Anyway. After adding my user to a few usergroups, adding some ROCm specific binaries to my PATH, and after chowning a few files, it did seem like everything was working correctly.
So now, finally, I could go back to the PyTorch website and follow the instructions to install a version of PyTorch with support for ROCm. It installed correctly. I thought this might be it! I then went and cloned the Real-ESRGAN repo, installed the...for what felt like the hundredths time, and then ran the python command to commence training that had failed me so many times in the past.
No, just kidding. It failed.
Of course it failed.
I think I was laughing. The error? ROCm, an abbreviation of Radeon Open Compute with a mystical lowercase m in the end, AMD's own thing, didn’t actually support my AMD Radeon RX 6900 XT graphics card, or more generally, RDNA2. In fact, it didn’t even support RNDA1-based graphics cards like the 5700 XT.
The universe was laughing at me. I was a bad consumer who had made all the wrong hardware decisions. Silly me.
So, let’s recap. I attempted this from three different operating systems, one of which I installed two separate versions of. I attempted on two different GPUs, from two different vendors, on two different computers. One was CUDA-compatible. The other had one of the most powerful graphics cards money can buy at the time of writing. I installed PyTorch, in a multitude of configurations, at least 10 times. I cloned the Real-ESRGAN repo, configured Python and
pip, installed the deps, and prepared the dataset I-don’t-know-how-many times. It never worked.
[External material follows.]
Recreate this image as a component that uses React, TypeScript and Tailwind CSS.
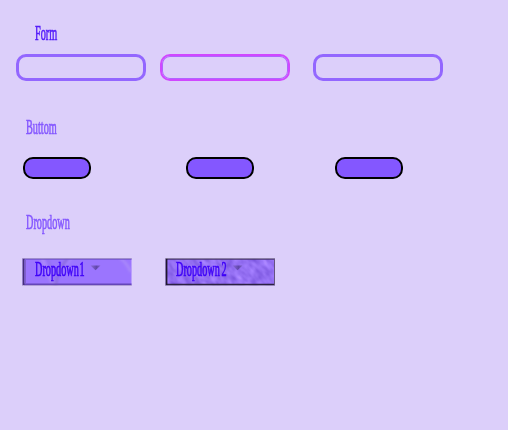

So, let’s see. What are my options? As far as I can tell, training on the CPU. But after trying to monkey-patch the source code for PyTorch and BasicSR, I couldn’t even get that working!
I guess the only way forward is to pay money. But I already did! This GPU cost me a ton of money.
I’m left to conclude that if I didn’t know any better, based on my own research, it follows from this little study that it is, in fact, impossible to train (Real-)ESRGAN. With CUDA. With ROCm. On Windows, Linux, and Mac OS. On an NVIDIA graphics card, on an AMD graphics card, and even on an Intel CPU.